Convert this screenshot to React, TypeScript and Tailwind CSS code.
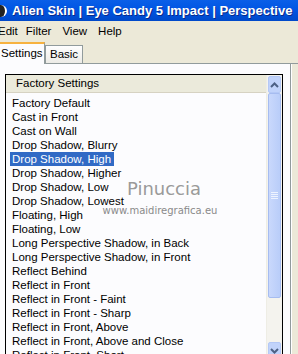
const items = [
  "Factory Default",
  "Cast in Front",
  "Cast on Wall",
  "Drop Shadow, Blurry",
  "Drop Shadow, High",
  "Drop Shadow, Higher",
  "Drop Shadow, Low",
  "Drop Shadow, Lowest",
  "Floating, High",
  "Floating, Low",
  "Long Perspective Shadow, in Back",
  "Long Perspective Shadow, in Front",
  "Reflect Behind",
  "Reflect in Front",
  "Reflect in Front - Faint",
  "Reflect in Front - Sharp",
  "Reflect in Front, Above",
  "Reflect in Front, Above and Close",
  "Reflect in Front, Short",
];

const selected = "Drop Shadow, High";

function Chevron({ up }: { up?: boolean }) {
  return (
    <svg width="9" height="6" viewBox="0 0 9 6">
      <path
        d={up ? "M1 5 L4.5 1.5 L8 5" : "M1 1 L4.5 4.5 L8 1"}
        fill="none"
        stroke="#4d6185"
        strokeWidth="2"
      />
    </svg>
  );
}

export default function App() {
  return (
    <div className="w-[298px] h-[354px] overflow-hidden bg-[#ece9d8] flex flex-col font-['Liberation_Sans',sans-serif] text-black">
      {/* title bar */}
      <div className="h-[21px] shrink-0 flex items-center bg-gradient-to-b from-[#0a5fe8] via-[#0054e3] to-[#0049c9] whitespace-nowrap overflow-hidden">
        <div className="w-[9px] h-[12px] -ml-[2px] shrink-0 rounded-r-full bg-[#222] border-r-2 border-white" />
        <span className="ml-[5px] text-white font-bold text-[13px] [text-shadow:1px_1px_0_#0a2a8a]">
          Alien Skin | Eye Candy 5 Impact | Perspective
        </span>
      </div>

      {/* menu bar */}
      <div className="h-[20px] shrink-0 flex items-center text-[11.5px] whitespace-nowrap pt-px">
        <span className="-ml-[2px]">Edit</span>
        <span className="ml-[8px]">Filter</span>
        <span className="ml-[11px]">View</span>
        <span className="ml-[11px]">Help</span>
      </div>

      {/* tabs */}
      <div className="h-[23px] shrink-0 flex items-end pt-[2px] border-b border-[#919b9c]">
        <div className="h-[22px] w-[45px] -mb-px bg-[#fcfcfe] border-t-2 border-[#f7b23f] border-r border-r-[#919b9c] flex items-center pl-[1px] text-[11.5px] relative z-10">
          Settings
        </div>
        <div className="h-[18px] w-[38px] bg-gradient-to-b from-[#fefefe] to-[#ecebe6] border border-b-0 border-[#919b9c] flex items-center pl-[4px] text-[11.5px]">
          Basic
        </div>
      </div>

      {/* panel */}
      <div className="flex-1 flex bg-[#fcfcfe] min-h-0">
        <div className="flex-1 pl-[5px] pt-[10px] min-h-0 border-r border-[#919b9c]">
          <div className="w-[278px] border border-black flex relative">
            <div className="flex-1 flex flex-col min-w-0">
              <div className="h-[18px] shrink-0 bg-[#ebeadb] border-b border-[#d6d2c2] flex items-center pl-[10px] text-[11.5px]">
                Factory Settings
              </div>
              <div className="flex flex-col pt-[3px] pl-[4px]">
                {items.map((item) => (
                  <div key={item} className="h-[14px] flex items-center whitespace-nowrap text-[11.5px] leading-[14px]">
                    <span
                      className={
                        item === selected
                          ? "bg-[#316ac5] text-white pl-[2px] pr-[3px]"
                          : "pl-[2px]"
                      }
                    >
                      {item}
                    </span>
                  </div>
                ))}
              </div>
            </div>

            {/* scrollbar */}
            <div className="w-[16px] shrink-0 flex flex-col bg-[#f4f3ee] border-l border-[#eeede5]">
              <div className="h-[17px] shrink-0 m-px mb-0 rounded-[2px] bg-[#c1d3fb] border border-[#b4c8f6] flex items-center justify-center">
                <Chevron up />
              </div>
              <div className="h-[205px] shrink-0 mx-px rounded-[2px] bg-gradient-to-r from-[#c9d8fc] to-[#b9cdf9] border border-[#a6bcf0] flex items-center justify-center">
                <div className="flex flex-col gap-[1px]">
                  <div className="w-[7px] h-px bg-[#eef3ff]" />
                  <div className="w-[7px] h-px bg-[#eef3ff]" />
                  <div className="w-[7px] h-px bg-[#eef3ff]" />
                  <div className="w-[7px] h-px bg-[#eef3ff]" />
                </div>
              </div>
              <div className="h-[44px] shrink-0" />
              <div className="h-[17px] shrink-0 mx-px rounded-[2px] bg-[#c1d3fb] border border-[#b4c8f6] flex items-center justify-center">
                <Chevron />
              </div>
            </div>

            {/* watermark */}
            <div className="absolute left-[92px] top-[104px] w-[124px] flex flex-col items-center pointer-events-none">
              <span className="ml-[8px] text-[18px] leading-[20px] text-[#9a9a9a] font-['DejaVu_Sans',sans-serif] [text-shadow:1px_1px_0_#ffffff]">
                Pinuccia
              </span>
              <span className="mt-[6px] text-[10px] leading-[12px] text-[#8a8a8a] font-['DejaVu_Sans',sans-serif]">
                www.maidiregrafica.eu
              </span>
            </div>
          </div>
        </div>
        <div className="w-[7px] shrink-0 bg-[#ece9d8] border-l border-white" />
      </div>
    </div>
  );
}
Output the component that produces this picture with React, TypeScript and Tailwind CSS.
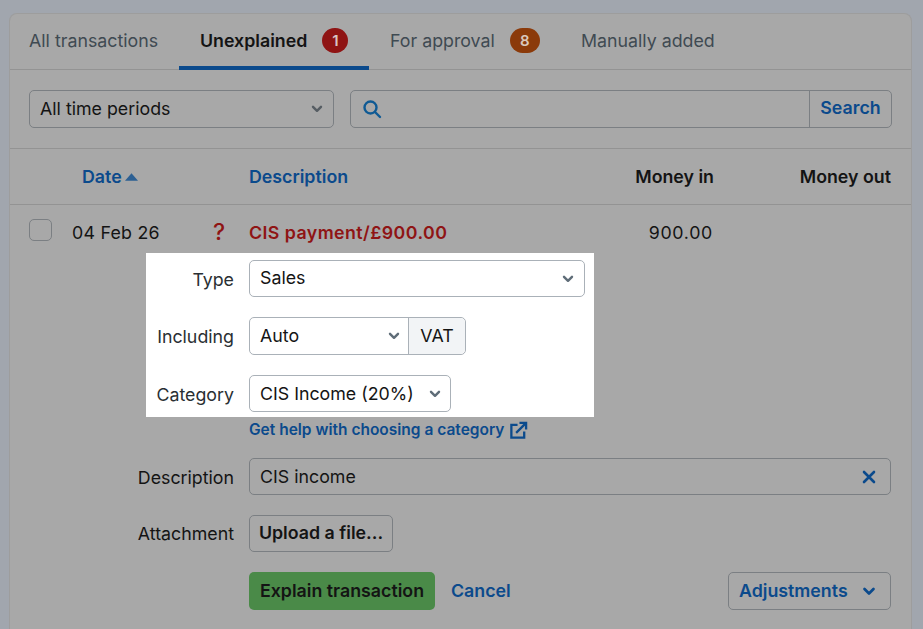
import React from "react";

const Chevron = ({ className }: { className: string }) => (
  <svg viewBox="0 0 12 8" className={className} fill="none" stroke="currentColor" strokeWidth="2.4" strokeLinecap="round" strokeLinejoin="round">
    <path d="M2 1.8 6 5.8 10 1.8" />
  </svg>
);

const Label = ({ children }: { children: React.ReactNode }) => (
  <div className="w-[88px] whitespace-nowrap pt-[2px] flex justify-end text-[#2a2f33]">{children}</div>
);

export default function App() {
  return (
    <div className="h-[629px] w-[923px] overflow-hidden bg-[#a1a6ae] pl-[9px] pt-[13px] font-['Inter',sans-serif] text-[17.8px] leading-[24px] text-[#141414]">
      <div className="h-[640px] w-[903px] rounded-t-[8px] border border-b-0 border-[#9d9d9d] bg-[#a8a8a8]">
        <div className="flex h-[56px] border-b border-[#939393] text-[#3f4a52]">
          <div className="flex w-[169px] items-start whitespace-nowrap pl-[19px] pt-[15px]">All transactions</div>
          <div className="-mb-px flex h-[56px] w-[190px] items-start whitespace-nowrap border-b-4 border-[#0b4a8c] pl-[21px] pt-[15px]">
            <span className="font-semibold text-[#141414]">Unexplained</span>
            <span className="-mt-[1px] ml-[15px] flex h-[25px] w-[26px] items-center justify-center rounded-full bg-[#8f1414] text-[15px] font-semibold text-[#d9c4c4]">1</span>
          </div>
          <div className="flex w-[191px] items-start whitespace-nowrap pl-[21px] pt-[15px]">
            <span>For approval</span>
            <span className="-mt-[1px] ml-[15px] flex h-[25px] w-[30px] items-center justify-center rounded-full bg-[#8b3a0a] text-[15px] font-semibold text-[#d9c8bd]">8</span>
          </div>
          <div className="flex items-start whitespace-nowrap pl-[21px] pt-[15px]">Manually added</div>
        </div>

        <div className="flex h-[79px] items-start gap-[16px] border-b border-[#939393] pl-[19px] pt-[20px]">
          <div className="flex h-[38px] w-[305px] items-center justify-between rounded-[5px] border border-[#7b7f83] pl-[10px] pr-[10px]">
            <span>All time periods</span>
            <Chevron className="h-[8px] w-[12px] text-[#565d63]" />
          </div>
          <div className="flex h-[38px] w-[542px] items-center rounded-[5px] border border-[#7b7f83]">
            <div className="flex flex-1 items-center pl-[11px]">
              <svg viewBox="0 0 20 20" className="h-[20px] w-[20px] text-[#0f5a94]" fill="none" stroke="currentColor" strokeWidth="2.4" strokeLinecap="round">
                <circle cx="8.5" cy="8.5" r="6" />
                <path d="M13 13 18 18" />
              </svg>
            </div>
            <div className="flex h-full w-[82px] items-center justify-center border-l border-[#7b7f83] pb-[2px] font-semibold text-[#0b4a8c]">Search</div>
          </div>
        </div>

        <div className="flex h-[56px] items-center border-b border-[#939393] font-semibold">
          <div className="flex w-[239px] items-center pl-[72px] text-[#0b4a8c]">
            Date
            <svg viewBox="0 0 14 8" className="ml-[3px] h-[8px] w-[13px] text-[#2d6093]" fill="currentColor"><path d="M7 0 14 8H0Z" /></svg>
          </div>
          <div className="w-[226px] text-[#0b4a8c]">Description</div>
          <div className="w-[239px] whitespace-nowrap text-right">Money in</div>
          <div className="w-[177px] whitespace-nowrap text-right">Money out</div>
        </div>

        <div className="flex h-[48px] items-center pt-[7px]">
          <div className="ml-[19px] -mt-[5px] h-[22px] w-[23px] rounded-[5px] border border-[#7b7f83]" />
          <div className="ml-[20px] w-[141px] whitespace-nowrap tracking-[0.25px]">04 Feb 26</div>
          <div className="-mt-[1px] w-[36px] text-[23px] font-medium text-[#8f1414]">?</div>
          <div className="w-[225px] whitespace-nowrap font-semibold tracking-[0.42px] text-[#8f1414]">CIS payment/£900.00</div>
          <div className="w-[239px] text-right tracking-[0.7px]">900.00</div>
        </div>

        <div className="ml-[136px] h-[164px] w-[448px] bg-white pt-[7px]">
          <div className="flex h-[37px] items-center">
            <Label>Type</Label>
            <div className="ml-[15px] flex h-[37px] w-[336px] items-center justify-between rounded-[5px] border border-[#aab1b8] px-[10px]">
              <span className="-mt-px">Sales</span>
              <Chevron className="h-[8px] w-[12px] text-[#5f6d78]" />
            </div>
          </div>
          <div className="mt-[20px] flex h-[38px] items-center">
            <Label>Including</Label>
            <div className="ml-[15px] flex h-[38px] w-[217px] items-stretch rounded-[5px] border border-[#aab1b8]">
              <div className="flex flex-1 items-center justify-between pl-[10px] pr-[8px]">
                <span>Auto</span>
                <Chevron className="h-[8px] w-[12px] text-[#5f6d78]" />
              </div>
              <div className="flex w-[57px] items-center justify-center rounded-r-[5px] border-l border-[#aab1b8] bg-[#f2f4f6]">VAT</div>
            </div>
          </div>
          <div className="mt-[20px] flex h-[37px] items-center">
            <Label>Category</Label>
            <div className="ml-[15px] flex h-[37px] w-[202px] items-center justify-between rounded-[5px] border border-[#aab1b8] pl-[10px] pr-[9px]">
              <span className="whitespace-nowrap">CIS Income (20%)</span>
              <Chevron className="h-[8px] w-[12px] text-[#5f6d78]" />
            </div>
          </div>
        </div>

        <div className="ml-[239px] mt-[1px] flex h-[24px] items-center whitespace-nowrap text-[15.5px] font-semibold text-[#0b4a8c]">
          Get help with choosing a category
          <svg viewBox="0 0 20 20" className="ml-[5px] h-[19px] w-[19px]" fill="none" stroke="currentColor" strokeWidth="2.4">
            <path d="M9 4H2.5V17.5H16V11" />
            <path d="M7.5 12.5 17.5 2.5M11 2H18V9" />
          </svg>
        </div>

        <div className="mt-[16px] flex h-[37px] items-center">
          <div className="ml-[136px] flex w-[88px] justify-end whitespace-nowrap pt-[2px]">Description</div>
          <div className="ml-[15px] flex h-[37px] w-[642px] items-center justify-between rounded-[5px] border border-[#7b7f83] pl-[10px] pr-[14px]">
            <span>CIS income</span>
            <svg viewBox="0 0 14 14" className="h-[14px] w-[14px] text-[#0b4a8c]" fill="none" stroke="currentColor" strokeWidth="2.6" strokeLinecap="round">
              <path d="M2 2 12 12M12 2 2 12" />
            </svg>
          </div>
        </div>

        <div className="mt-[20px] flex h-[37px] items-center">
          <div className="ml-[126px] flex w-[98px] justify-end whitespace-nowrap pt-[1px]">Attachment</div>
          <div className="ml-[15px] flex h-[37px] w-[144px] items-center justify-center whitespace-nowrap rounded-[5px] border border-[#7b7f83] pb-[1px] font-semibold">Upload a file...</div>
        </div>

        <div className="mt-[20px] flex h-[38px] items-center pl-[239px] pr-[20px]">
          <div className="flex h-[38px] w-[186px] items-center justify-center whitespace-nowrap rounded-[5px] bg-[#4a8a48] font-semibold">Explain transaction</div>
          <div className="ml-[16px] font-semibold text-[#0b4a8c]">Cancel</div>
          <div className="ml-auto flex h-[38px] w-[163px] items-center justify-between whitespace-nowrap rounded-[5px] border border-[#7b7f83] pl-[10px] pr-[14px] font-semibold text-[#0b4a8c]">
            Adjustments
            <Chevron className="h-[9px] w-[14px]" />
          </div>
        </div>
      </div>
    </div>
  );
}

......

Looking at the records above, count the lines where the word "TypeScript" appears. State only the number.

2